— START —
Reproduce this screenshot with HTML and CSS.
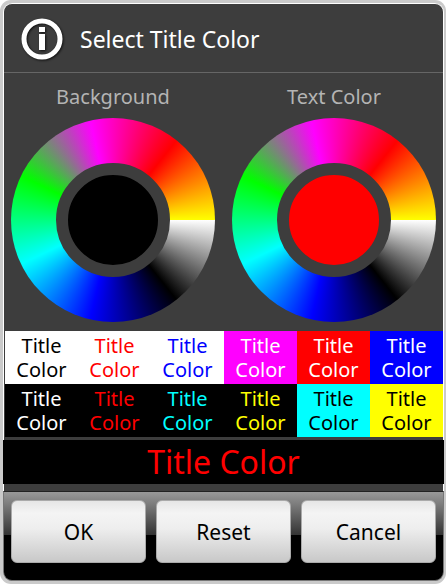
FILE: index.html
```html
<!DOCTYPE html>
<html lang="en">
<head>
    <meta charset="UTF-8">
    <meta name="viewport" content="width=device-width, initial-scale=1.0">
    <title>Select Title Color</title>
    <link rel="stylesheet" href="styles.css">
</head>
<body>
    <div class="frame">
        <div class="dialog" role="dialog" aria-labelledby="dialog-title">
            <header class="title-bar">
                <svg class="info-icon" viewBox="0 0 44 44" aria-hidden="true">
                    <circle cx="22" cy="22" r="18" fill="none" stroke="#fff" stroke-width="5"/>
                    <path d="M19 10h6v5h-6zM19 17h6v16h-6z" fill="#fff"/>
                </svg>
                <h1 id="dialog-title">Select Title Color</h1>
            </header>

            <div class="pickers">
                <section class="picker">
                    <h2>Background</h2>
                    <div class="wheel">
                        <button class="wheel-center black" type="button" aria-label="Use background color"></button>
                    </div>
                </section>
                <section class="picker">
                    <h2>Text Color</h2>
                    <div class="wheel">
                        <button class="wheel-center red" type="button" aria-label="Use text color"></button>
                    </div>
                </section>
            </div>

            <div class="presets">
                <button class="preset black-on-white" type="button">Title Color</button>
                <button class="preset red-on-white" type="button">Title Color</button>
                <button class="preset blue-on-white" type="button">Title Color</button>
                <button class="preset white-on-magenta" type="button">Title Color</button>
                <button class="preset white-on-red" type="button">Title Color</button>
                <button class="preset white-on-blue" type="button">Title Color</button>
                <button class="preset white-on-black" type="button">Title Color</button>
                <button class="preset red-on-black" type="button">Title Color</button>
                <button class="preset cyan-on-black" type="button">Title Color</button>
                <button class="preset yellow-on-black" type="button">Title Color</button>
                <button class="preset black-on-cyan" type="button">Title Color</button>
                <button class="preset black-on-yellow" type="button">Title Color</button>
            </div>

            <p class="preview">Title Color</p>

            <footer class="actions">
                <button class="action" type="button">OK</button>
                <button class="action" type="button">Reset</button>
                <button class="action" type="button">Cancel</button>
            </footer>
        </div>
    </div>
</body>
</html>
```

FILE: styles.css
```css
* {
    box-sizing: border-box;
}

body {
    margin: 0;
    background: #fff;
    font-family: "Noto Sans", "Open Sans", sans-serif;
    color: #fff;
}

h1, h2, p {
    margin: 0;
    font-weight: normal;
}

button {
    padding: 0;
    border: none;
    font-family: inherit;
    cursor: pointer;
}

.frame {
    padding: 3px 2px 3px 3px;
    border-radius: 11px;
    background: #cacaca;
}

.dialog {
    border: 1px solid #fff;
    border-bottom: none;
    border-radius: 9px;
    background: #3d3d3d;
}

/* Title bar */
.title-bar {
    display: flex;
    align-items: center;
    gap: 16px;
    height: 69px;
    padding: 2px 16px 0;
    border-bottom: 1px solid #666;
}

.info-icon {
    width: 44px;
    height: 44px;
    filter: drop-shadow(1px 1px 1px #111);
}

h1 {
    font-size: 23px;
    line-height: 32px;
}

/* Color wheels */
.pickers {
    display: flex;
    justify-content: space-between;
    padding: 9px 7px;
}

.picker {
    display: flex;
    flex-direction: column;
    align-items: center;
    gap: 6px;
}

h2 {
    font-size: 20px;
    line-height: 30px;
    color: #b4b4b4;
}

.wheel {
    display: flex;
    align-items: center;
    justify-content: center;
    width: 204px;
    height: 204px;
    border-radius: 50%;
    background: conic-gradient(from 90deg, #fff, #000, #00f, #0ff, #0f0, #f0f, #f00, #ff0);
}

.wheel-center {
    width: 114px;
    height: 114px;
    border: 12px solid #3d3d3d;
    border-radius: 50%;
}

.black { background: #000; }
.red { background: #f00; }

/* Preset combinations */
.presets {
    display: grid;
    grid-template-columns: repeat(6, 1fr);
    margin: 0 0 3px 1px;
}

.preset {
    height: 53px;
    padding: 0 8px;
    font-size: 20px;
    line-height: 24px;
}

.black-on-white { background: #fff; color: #000; }
.red-on-white { background: #fff; color: #f00; }
.blue-on-white { background: #fff; color: #00f; }
.white-on-magenta { background: #f0f; color: #fff; }
.white-on-red { background: #f00; color: #fff; }
.white-on-blue { background: #00f; color: #fff; }
.white-on-black { background: #000; color: #fff; }
.red-on-black { background: #000; color: #f00; }
.cyan-on-black { background: #000; color: #0ff; }
.yellow-on-black { background: #000; color: #ff0; }
.black-on-cyan { background: #0ff; color: #000; }
.black-on-yellow { background: #ff0; color: #000; }

/* Preview */
.preview {
    margin: 0 -1px 7px;
    background: #000;
    color: #f00;
    font-size: 32px;
    line-height: 44px;
    text-align: center;
}

/* Buttons */
.actions {
    display: grid;
    grid-template-columns: repeat(3, 1fr);
    gap: 10px;
    margin: 0 -1px;
    padding: 8px 7px 17px;
    border: 1px solid #777;
    border-top-color: #222;
    border-radius: 0 0 9px 9px;
    background: linear-gradient(#999, #333 43px, #000 43px);
}

.action {
    height: 63px;
    border: 1px solid #aaa;
    border-radius: 6px;
    background: linear-gradient(#e6e6e6, #f4f4f4 20%, #eee 45%, #c8c8c8);
    color: #000;
    font-size: 21px;
}
```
— END —
» **Task details**:
Transcribe all the lines above exactly, apart from the pictures.

» **Final result**:
Reproduce this screenshot with HTML and CSS.
FILE: index.html
```html
<!DOCTYPE html>
<html lang="en">
<head>
    <meta charset="UTF-8">
    <meta name="viewport" content="width=device-width, initial-scale=1.0">
    <title>Select Title Color</title>
    <link rel="stylesheet" href="styles.css">
</head>
<body>
    <div class="frame">
        <div class="dialog" role="dialog" aria-labelledby="dialog-title">
            <header class="title-bar">
                <svg class="info-icon" viewBox="0 0 44 44" aria-hidden="true">
                    <circle cx="22" cy="22" r="18" fill="none" stroke="#fff" stroke-width="5"/>
                    <path d="M19 10h6v5h-6zM19 17h6v16h-6z" fill="#fff"/>
                </svg>
                <h1 id="dialog-title">Select Title Color</h1>
            </header>

            <div class="pickers">
                <section class="picker">
                    <h2>Background</h2>
                    <div class="wheel">
                        <button class="wheel-center black" type="button" aria-label="Use background color"></button>
                    </div>
                </section>
                <section class="picker">
                    <h2>Text Color</h2>
                    <div class="wheel">
                        <button class="wheel-center red" type="button" aria-label="Use text color"></button>
                    </div>
                </section>
            </div>

            <div class="presets">
                <button class="preset black-on-white" type="button">Title Color</button>
                <button class="preset red-on-white" type="button">Title Color</button>
                <button class="preset blue-on-white" type="button">Title Color</button>
                <button class="preset white-on-magenta" type="button">Title Color</button>
                <button class="preset white-on-red" type="button">Title Color</button>
                <button class="preset white-on-blue" type="button">Title Color</button>
                <button class="preset white-on-black" type="button">Title Color</button>
                <button class="preset red-on-black" type="button">Title Color</button>
                <button class="preset cyan-on-black" type="button">Title Color</button>
                <button class="preset yellow-on-black" type="button">Title Color</button>
                <button class="preset black-on-cyan" type="button">Title Color</button>
                <button class="preset black-on-yellow" type="button">Title Color</button>
            </div>

            <p class="preview">Title Color</p>

            <footer class="actions">
                <button class="action" type="button">OK</button>
                <button class="action" type="button">Reset</button>
                <button class="action" type="button">Cancel</button>
            </footer>
        </div>
    </div>
</body>
</html>
```

FILE: styles.css
```css
* {
    box-sizing: border-box;
}

body {
    margin: 0;
    background: #fff;
    font-family: "Noto Sans", "Open Sans", sans-serif;
    color: #fff;
}

h1, h2, p {
    margin: 0;
    font-weight: normal;
}

button {
    padding: 0;
    border: none;
    font-family: inherit;
    cursor: pointer;
}

.frame {
    padding: 3px 2px 3px 3px;
    border-radius: 11px;
    background: #cacaca;
}

.dialog {
    border: 1px solid #fff;
    border-bottom: none;
    border-radius: 9px;
    background: #3d3d3d;
}

/* Title bar */
.title-bar {
    display: flex;
    align-items: center;
    gap: 16px;
    height: 69px;
    padding: 2px 16px 0;
    border-bottom: 1px solid #666;
}

.info-icon {
    width: 44px;
    height: 44px;
    filter: drop-shadow(1px 1px 1px #111);
}

h1 {
    font-size: 23px;
    line-height: 32px;
}

/* Color wheels */
.pickers {
    display: flex;
    justify-content: space-between;
    padding: 9px 7px;
}

.picker {
    display: flex;
    flex-direction: column;
    align-items: center;
    gap: 6px;
}

h2 {
    font-size: 20px;
    line-height: 30px;
    color: #b4b4b4;
}

.wheel {
    display: flex;
    align-items: center;
    justify-content: center;
    width: 204px;
    height: 204px;
    border-radius: 50%;
    background: conic-gradient(from 90deg, #fff, #000, #00f, #0ff, #0f0, #f0f, #f00, #ff0);
}

.wheel-center {
    width: 114px;
    height: 114px;
    border: 12px solid #3d3d3d;
    border-radius: 50%;
}

.black { background: #000; }
.red { background: #f00; }

/* Preset combinations */
.presets {
    display: grid;
    grid-template-columns: repeat(6, 1fr);
    margin: 0 0 3px 1px;
}

.preset {
    height: 53px;
    padding: 0 8px;
    font-size: 20px;
    line-height: 24px;
}

.black-on-white { background: #fff; color: #000; }
.red-on-white { background: #fff; color: #f00; }
.blue-on-white { background: #fff; color: #00f; }
.white-on-magenta { background: #f0f; color: #fff; }
.white-on-red { background: #f00; color: #fff; }
.white-on-blue { background: #00f; color: #fff; }
.white-on-black { background: #000; color: #fff; }
.red-on-black { background: #000; color: #f00; }
.cyan-on-black { background: #000; color: #0ff; }
.yellow-on-black { background: #000; color: #ff0; }
.black-on-cyan { background: #0ff; color: #000; }
.black-on-yellow { background: #ff0; color: #000; }

/* Preview */
.preview {
    margin: 0 -1px 7px;
    background: #000;
    color: #f00;
    font-size: 32px;
    line-height: 44px;
    text-align: center;
}

/* Buttons */
.actions {
    display: grid;
    grid-template-columns: repeat(3, 1fr);
    gap: 10px;
    margin: 0 -1px;
    padding: 8px 7px 17px;
    border: 1px solid #777;
    border-top-color: #222;
    border-radius: 0 0 9px 9px;
    background: linear-gradient(#999, #333 43px, #000 43px);
}

.action {
    height: 63px;
    border: 1px solid #aaa;
    border-radius: 6px;
    background: linear-gradient(#e6e6e6, #f4f4f4 20%, #eee 45%, #c8c8c8);
    color: #000;
    font-size: 21px;
}
```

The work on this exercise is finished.